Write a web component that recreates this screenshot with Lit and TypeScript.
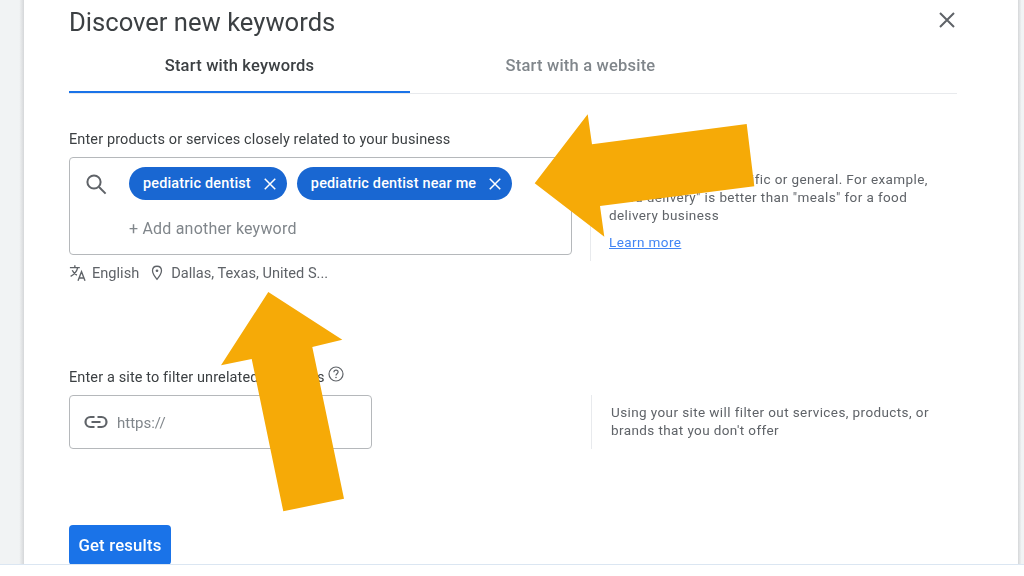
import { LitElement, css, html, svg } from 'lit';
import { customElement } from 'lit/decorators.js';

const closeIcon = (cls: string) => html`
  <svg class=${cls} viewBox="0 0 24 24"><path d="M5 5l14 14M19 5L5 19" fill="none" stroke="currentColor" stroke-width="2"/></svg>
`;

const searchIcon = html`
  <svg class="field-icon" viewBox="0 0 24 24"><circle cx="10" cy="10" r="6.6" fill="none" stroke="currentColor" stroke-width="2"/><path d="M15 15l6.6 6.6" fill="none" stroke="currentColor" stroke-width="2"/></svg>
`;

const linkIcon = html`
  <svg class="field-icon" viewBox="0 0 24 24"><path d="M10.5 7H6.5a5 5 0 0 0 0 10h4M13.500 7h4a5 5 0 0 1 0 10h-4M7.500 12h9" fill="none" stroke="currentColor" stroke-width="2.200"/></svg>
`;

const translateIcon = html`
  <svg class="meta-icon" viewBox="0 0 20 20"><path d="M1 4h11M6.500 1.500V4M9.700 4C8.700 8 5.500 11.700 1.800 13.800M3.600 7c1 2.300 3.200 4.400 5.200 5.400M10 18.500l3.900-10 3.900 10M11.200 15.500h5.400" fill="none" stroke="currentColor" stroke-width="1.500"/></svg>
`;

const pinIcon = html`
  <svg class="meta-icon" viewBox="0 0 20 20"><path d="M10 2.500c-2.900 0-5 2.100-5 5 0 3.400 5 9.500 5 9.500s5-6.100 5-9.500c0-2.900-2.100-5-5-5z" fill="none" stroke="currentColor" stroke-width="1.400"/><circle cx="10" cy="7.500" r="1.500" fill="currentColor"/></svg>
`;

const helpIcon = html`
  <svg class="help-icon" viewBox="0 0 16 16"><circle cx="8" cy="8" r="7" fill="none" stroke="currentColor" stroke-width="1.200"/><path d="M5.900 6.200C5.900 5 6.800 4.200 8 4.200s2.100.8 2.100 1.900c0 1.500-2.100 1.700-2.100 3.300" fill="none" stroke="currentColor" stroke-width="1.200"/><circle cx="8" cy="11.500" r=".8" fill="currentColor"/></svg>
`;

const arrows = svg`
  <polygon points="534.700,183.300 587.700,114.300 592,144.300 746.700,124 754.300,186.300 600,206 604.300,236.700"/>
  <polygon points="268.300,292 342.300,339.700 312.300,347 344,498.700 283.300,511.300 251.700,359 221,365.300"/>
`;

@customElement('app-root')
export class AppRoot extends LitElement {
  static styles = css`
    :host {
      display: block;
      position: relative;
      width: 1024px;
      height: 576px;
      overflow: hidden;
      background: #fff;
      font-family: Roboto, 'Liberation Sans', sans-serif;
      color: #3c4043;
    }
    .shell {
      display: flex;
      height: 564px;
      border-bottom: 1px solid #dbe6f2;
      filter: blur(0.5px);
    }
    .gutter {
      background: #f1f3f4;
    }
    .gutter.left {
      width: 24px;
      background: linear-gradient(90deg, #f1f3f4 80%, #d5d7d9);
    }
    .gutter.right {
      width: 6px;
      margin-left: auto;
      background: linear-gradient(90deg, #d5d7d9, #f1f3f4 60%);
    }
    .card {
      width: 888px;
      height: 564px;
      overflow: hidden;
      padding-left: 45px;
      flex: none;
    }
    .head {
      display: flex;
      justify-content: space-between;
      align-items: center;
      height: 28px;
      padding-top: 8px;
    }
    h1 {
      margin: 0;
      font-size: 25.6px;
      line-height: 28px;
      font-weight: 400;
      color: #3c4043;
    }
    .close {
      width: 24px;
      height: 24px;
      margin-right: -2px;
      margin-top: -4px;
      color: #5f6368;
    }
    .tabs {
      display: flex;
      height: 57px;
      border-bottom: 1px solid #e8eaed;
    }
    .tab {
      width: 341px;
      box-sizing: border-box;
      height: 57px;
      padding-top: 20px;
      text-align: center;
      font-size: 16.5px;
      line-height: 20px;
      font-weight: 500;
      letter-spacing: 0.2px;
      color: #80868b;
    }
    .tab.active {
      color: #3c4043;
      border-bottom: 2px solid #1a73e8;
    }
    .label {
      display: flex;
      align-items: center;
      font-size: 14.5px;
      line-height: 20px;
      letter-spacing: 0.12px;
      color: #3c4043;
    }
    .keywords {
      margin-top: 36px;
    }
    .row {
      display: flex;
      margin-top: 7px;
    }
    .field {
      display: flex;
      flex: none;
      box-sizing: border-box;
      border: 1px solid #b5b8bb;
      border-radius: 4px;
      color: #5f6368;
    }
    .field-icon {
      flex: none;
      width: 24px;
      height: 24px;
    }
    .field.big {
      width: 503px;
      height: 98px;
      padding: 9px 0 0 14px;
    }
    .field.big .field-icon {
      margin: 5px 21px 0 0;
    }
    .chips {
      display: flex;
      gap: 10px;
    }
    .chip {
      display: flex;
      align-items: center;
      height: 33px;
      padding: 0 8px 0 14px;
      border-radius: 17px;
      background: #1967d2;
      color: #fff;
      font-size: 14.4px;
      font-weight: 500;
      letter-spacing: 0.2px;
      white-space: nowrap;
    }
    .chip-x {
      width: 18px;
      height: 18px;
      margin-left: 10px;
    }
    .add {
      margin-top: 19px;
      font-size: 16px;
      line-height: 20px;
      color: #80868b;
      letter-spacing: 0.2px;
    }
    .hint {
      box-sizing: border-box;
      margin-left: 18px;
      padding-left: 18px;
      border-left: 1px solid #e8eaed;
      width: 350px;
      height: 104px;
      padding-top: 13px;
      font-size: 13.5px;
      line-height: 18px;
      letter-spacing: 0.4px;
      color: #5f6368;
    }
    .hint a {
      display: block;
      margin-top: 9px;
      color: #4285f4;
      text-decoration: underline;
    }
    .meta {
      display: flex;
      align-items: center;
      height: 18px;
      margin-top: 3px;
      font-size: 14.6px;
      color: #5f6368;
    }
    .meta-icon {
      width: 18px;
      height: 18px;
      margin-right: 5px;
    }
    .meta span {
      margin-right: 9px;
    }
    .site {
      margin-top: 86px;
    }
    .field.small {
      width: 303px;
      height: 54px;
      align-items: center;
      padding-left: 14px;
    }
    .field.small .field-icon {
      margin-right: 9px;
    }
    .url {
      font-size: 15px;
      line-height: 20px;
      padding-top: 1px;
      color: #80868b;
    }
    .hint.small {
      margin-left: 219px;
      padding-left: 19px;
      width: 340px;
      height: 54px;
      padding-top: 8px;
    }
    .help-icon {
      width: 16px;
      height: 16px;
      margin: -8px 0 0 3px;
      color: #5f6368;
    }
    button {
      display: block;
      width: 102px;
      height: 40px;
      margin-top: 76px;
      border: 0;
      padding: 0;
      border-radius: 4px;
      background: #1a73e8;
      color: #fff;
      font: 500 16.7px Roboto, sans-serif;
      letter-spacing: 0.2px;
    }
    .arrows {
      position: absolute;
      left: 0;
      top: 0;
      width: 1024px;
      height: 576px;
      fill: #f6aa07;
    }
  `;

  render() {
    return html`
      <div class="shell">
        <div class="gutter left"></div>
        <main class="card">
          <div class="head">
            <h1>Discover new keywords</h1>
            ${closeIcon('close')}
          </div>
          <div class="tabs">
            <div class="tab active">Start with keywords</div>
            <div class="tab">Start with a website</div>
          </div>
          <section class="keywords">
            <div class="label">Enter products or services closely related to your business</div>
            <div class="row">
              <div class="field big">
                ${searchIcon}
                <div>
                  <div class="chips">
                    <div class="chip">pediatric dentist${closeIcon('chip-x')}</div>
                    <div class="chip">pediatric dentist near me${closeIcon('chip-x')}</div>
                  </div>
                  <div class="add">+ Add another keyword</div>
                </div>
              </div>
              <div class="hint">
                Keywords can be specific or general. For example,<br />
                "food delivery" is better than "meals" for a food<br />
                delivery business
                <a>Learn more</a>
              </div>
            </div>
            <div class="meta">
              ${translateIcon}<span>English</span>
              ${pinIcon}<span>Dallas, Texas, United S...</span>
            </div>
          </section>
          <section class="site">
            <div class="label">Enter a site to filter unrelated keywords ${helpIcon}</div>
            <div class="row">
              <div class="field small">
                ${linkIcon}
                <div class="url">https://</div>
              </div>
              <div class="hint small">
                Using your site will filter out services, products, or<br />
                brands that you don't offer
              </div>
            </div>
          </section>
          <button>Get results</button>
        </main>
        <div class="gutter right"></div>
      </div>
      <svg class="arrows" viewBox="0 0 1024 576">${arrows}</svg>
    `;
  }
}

...

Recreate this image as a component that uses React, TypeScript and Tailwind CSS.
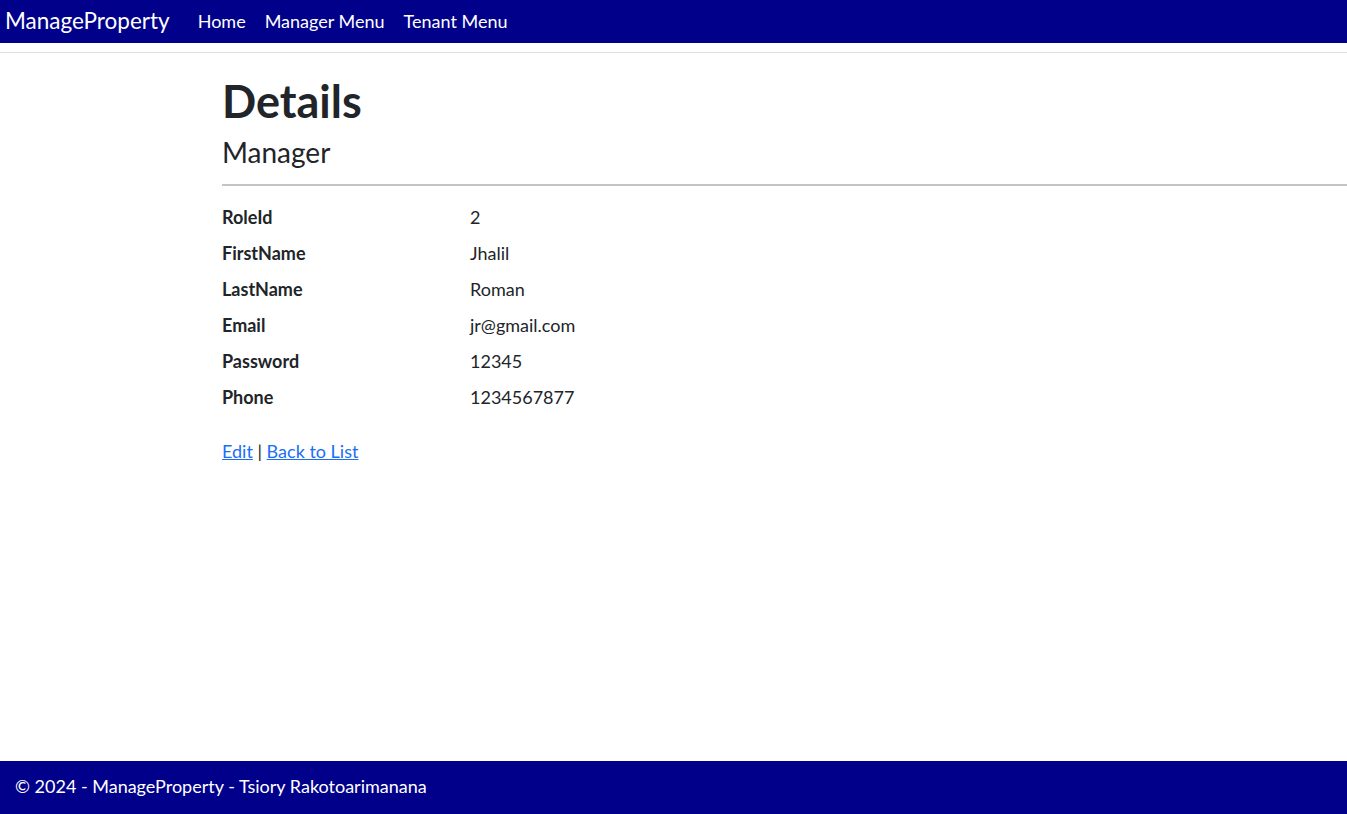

DIRECTIVE:
Copy every line from the records above that contains the word "this".

FINISHED EXERCISE:
Write a web component that recreates this screenshot with Lit and TypeScript.
Recreate this image as a component that uses React, TypeScript and Tailwind CSS.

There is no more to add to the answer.